■ **TASK BRIEF**:
For every line in the data below that contains "index", copy the line.

■ **INFORMATION SUPPLIED**:
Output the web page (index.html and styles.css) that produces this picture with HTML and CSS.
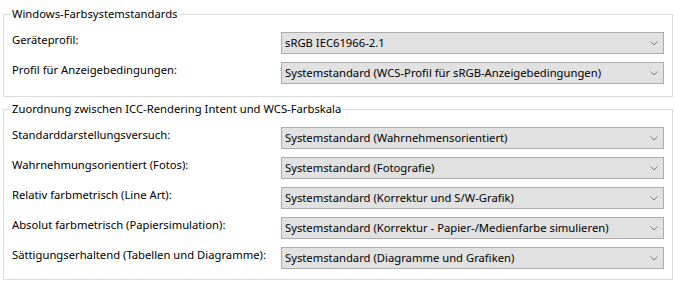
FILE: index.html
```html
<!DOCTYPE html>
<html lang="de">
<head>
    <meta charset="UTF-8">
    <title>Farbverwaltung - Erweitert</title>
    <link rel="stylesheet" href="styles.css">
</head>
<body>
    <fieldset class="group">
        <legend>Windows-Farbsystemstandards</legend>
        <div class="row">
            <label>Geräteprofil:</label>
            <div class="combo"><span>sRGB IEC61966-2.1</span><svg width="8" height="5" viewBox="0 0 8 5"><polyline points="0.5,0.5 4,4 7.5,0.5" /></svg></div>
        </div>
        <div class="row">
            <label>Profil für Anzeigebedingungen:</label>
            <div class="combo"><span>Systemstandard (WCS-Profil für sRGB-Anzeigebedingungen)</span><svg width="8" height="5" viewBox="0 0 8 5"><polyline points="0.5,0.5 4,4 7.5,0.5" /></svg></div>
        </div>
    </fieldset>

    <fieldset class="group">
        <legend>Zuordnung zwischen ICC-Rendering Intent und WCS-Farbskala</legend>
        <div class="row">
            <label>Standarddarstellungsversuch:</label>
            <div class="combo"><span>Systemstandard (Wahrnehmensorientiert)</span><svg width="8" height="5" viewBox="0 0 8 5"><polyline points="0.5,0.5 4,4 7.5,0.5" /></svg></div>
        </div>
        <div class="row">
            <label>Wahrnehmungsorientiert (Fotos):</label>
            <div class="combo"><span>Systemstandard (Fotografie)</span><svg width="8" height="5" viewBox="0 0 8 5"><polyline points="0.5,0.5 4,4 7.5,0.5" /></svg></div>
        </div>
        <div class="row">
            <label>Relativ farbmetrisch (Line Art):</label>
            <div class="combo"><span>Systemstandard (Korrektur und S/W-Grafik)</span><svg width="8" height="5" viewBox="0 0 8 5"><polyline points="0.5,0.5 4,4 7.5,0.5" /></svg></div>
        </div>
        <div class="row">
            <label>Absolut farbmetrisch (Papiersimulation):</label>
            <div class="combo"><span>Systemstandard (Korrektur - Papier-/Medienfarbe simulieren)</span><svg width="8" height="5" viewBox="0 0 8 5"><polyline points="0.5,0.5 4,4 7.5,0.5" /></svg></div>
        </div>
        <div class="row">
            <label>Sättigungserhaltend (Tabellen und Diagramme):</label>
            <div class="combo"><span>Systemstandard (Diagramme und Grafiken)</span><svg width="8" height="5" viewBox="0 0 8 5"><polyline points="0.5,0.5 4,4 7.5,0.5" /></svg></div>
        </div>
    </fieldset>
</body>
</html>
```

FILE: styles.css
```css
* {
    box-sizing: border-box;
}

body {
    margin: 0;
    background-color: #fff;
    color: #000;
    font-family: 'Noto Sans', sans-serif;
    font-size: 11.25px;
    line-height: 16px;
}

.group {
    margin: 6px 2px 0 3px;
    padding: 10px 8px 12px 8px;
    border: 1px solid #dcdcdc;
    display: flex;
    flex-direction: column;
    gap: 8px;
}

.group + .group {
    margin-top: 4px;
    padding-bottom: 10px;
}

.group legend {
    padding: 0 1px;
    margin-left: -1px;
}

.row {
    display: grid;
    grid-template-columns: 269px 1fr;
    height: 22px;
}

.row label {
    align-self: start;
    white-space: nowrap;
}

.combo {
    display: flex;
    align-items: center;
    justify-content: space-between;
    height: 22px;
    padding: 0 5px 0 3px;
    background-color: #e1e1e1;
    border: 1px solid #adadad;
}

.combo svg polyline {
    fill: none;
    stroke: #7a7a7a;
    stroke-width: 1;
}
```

■ **FINISHED ANSWER**:
Output the web page (index.html and styles.css) that produces this picture with HTML and CSS.
FILE: index.html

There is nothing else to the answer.